A unique approach to crunching website visitor data promises the best of both worlds between accuracy and privacy.
Data leaned from people's behaviour online is an important tool in everything from marketing to social planning, but consumers lose control over their privacy the more data is collected about them.
The trick is in knowing as much about you without identifying you as an individual, and computer scientists from Saarland University and the Center for IT Security, Privacy and Accountability (CISPA), in Germany, and the Italian IMT Institute for Advanced Studies might have cracked the code.
Their technology, known as Privada, uses peer-to-peer file sharing as the inspiration to send parts of website visitor data to different servers for processing and storage.
When Privada collects a behavioural metric on visitors (women aged 35-45, for example) it sends it to a third-party server. Other metrics are sent to other servers, so no central database has the complete picture.
Each server then adds up to 10 per cent of data "noise" to their records, enough to keep any single user from being identified and leaving the reassembled data 90 per cent accurate.
"It's a bit like tearing a picture apart and giving pieces to friends," explains PhD student Fabienne Eigner, who is part of the development team. "They can only see the whole image if they put their pieces together."
At that rate of accuracy it would still be of value to some businesses.
Bert-Jan van Essen spokesman for Singapore wealth-management provider Dragon Wealth said even aggregated data that doesn't identify individual users is "extraordinarily useful". The company collects contextual information about its users based on questions and online behaviour.
"It's not necessary for us to know who the user is to explain what other people are doing," he says.
Thomas P Keenan, adjunct professor of computer science at the University of Calgary and author of the book Technocreep, isn't convinced.
He refers to a paper written by the Privada team that says the system assumes "the majority of the computation parties are not colluding", something Dr Keenan considers the "pre-Snowden"world.
"All our internet traffic is being monitored and collected, at least by governments and quite possibly by others," he said. "Someone with good cryptographic expertise could attack the cryptography if they had enough reason to do it."

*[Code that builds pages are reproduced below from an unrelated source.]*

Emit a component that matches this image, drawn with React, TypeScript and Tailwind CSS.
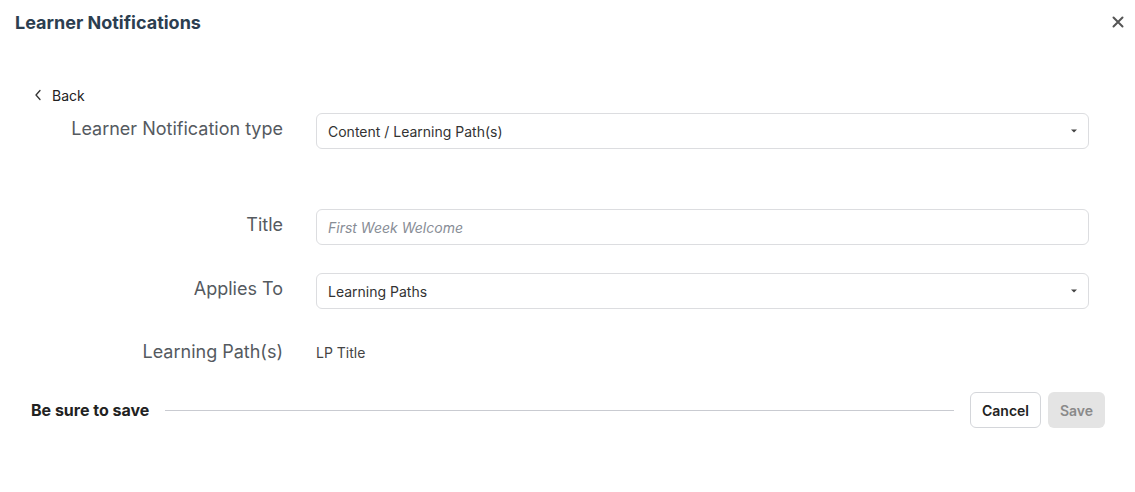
import React from 'react';

const font = { fontFamily: 'Inter, "Liberation Sans", sans-serif' };

function Caret() {
  return (
    <svg width="6" height="4" viewBox="0 0 6 4" className="shrink-0">
      <path d="M0 0.5h6L3 3.5z" fill="#444" />
    </svg>
  );
}

function Row({
  label,
  children,
  className = '',
  raised = true,
}: {
  label: string;
  children: React.ReactNode;
  className?: string;
  raised?: boolean;
}) {
  return (
    <div className={`grid grid-cols-[252px_1fr] gap-x-[33px] items-center ${className}`}>
      <div className={`text-right text-[18px] leading-[24px] text-[#555a5f] ${raised ? 'pb-[5px]' : ''}`}>{label}</div>
      <div>{children}</div>
    </div>
  );
}

function SelectBox({ value }: { value: string }) {
  return (
    <div className="h-[36px] flex items-center justify-between rounded-[6px] border border-[#dcdde0] bg-white pl-[11px] pr-[11px] text-[14px] text-[#333]">
      <span>{value}</span>
      <Caret />
    </div>
  );
}

export default function App() {
  return (
    <div className="w-[1135px] h-[492px] bg-white" style={font}>
      <div className="flex items-center justify-between h-[44px] pl-[15px] pr-[11px]">
        <h1 className="text-[18px] font-bold text-[#2c3e50]">Learner Notifications</h1>
        <button className="text-[#555]">
          <svg width="12" height="12" viewBox="0 0 12 12">
            <path d="M1.5 1.5l9 9M10.5 1.5l-9 9" stroke="#555" strokeWidth="2" strokeLinecap="round" />
          </svg>
        </button>
      </div>

      <div className="pl-[31px] pr-[46px] pt-[40px]">
        <button className="flex items-center gap-[10px] h-[22px] pl-[3px] text-[14px] text-[#222]">
          <svg width="8" height="12" viewBox="0 0 8 12">
            <path d="M6 1.5L2 6l4 4.5" fill="none" stroke="#333" strokeWidth="1.3" strokeLinecap="round" strokeLinejoin="round" />
          </svg>
          Back
        </button>

        <Row label="Learner Notification type" className="mt-[7px]">
          <SelectBox value="Content / Learning Path(s)" />
        </Row>

        <Row label="Title" className="mt-[60px]">
          <div className="h-[36px] flex items-center rounded-[6px] border border-[#dcdde0] bg-white pl-[11px] text-[14px] italic text-[#888d96]">
            First Week Welcome
          </div>
        </Row>

        <Row label="Applies To" className="mt-[28px]">
          <SelectBox value="Learning Paths" />
        </Row>

        <Row label="Learning Path(s)" className="mt-[25px] h-[36px]" raised={false}>
          <div className="text-[14px] text-[#444]">LP Title</div>
        </Row>
      </div>

      <div className="flex items-center pl-[31px] pr-[30px] mt-[22px]">
        <span className="text-[16px] font-bold text-[#222]">Be sure to save</span>
        <div className="flex-1 h-px bg-[#c9cbd1] ml-[16px] mr-[16px]" />
        <button className="h-[36px] w-[71px] rounded-[6px] border border-[#d4d6da] bg-white text-[14px] font-semibold text-[#222]">
          Cancel
        </button>
        <button className="ml-[7px] h-[36px] w-[57px] rounded-[6px] bg-[#e4e4e4] text-[14px] font-semibold text-[#8a8a8a]">
          Save
        </button>
      </div>
    </div>
  );
}
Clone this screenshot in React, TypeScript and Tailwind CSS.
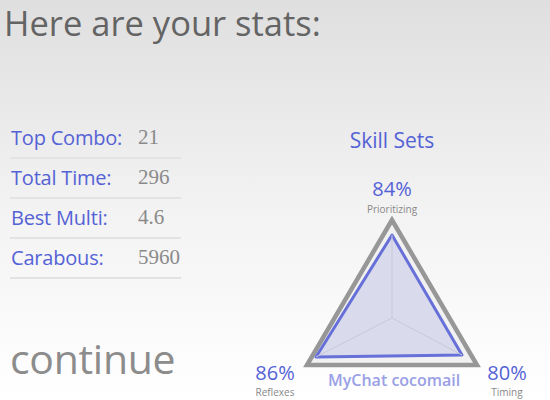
const stats = [
  { label: 'Top Combo:', value: '21' },
  { label: 'Total Time:', value: '296' },
  { label: 'Best Multi:', value: '4.6' },
  { label: 'Carabous:', value: '5960' },
];

function SkillChart() {
  return (
    <svg width="240" height="160" viewBox="0 0 240 160" className="block">
      <polygon points="120,4 35,149 205,149" fill="#f1f1f1" stroke="#979797" strokeWidth="4.5" strokeLinejoin="miter" />
      <polygon points="120,19 44,141 190,139" fill="#d9daec" stroke="#6670d8" strokeWidth="3" strokeLinejoin="round" />
      <line x1="120" y1="102" x2="120" y2="19" stroke="#c8c8d8" strokeWidth="1" />
      <line x1="120" y1="102" x2="44" y2="141" stroke="#c8c8d8" strokeWidth="1" />
      <line x1="120" y1="102" x2="190" y2="139" stroke="#c8c8d8" strokeWidth="1" />
    </svg>
  );
}

export default function App() {
  return (
    <div
      className="w-[550px] h-[400px] overflow-hidden bg-gradient-to-b from-[#dfdfdf] via-[#f2f2f2] to-white flex flex-col"
      style={{ fontFamily: '"Open Sans", "Noto Sans", sans-serif' }}
    >
      <h1 className="pl-[4px] pt-[2px] text-[34.5px] leading-[42px] text-[#646464]">Here are your stats:</h1>

      <div className="flex flex-1">
        {/* Stats list */}
        <div className="w-[250px] flex flex-col pl-[10px] pt-[75px]">
          <div className="w-[171px]">
            {stats.map(s => (
              <div key={s.label} className="h-[40px] flex items-center border-b-2 border-[#e3e3e3]">
                <span className="w-[128px] pl-[1px] text-[20px] text-[#5462d6] tracking-[-0.2px]">{s.label}</span>
                <span className="text-[21px] text-[#8a8a8a]" style={{ fontFamily: '"Liberation Serif", serif' }}>{s.value}</span>
              </div>
            ))}
          </div>
          <div className="mt-[57px] text-[41px] leading-[44px] text-[#8c8c8c] tracking-[-0.3px]">continue</div>
        </div>

        {/* Skill sets */}
        <div className="flex-1 flex flex-col items-center pr-[16px] pt-[82px] relative">
          <div className="text-[21px] text-[#5462d6] leading-[28px]">Skill Sets</div>
          <div className="mt-[24px] text-[20px] leading-[22px] text-[#5462d6]">84%</div>
          <div className="mt-[3px] text-[10px] leading-[12px] text-[#888]">Prioritizing</div>
          <div className="mt-[1px]">
            <SkillChart />
          </div>
          <div className="absolute left-0 top-[319px] w-[50px] flex flex-col items-center">
            <span className="text-[20px] leading-[20px] text-[#5462d6]">86%</span>
            <span className="mt-[3px] text-[10px] leading-[12px] text-[#888]">Reflexes</span>
          </div>
          <div className="absolute left-[232px] top-[319px] w-[50px] flex flex-col items-center">
            <span className="text-[20px] leading-[20px] text-[#5462d6]">80%</span>
            <span className="mt-[3px] text-[10px] leading-[12px] text-[#888]">Timing</span>
          </div>
          <div className="absolute left-[78px] top-[325px] text-[16px] leading-[22px] font-semibold text-[#9aa0e6]">MyChat cocomail</div>
        </div>
      </div>
    </div>
  );
}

And rather than find better ways to collect data, chief compliance and risk officer Dana Simberkoff, of compliance and governance software vendor AvePoint believes giving users control over what websites collect is even more important.
"The only way to fully ensure consumer privacy protection is not to take their information at all," she says. "It comes back to educating consumers on the risks they're taking with their data and transparency and accountability from those who collect it."
Privada project lead Dr Aniket Kate said while the project's architecture and basic implementation are ready, more needs to be done to usability and interface before it can be made public.
There was no significant commercial interest in the technology yet, but he said the team would publish a new scientific paper, after which commercial interest would follow.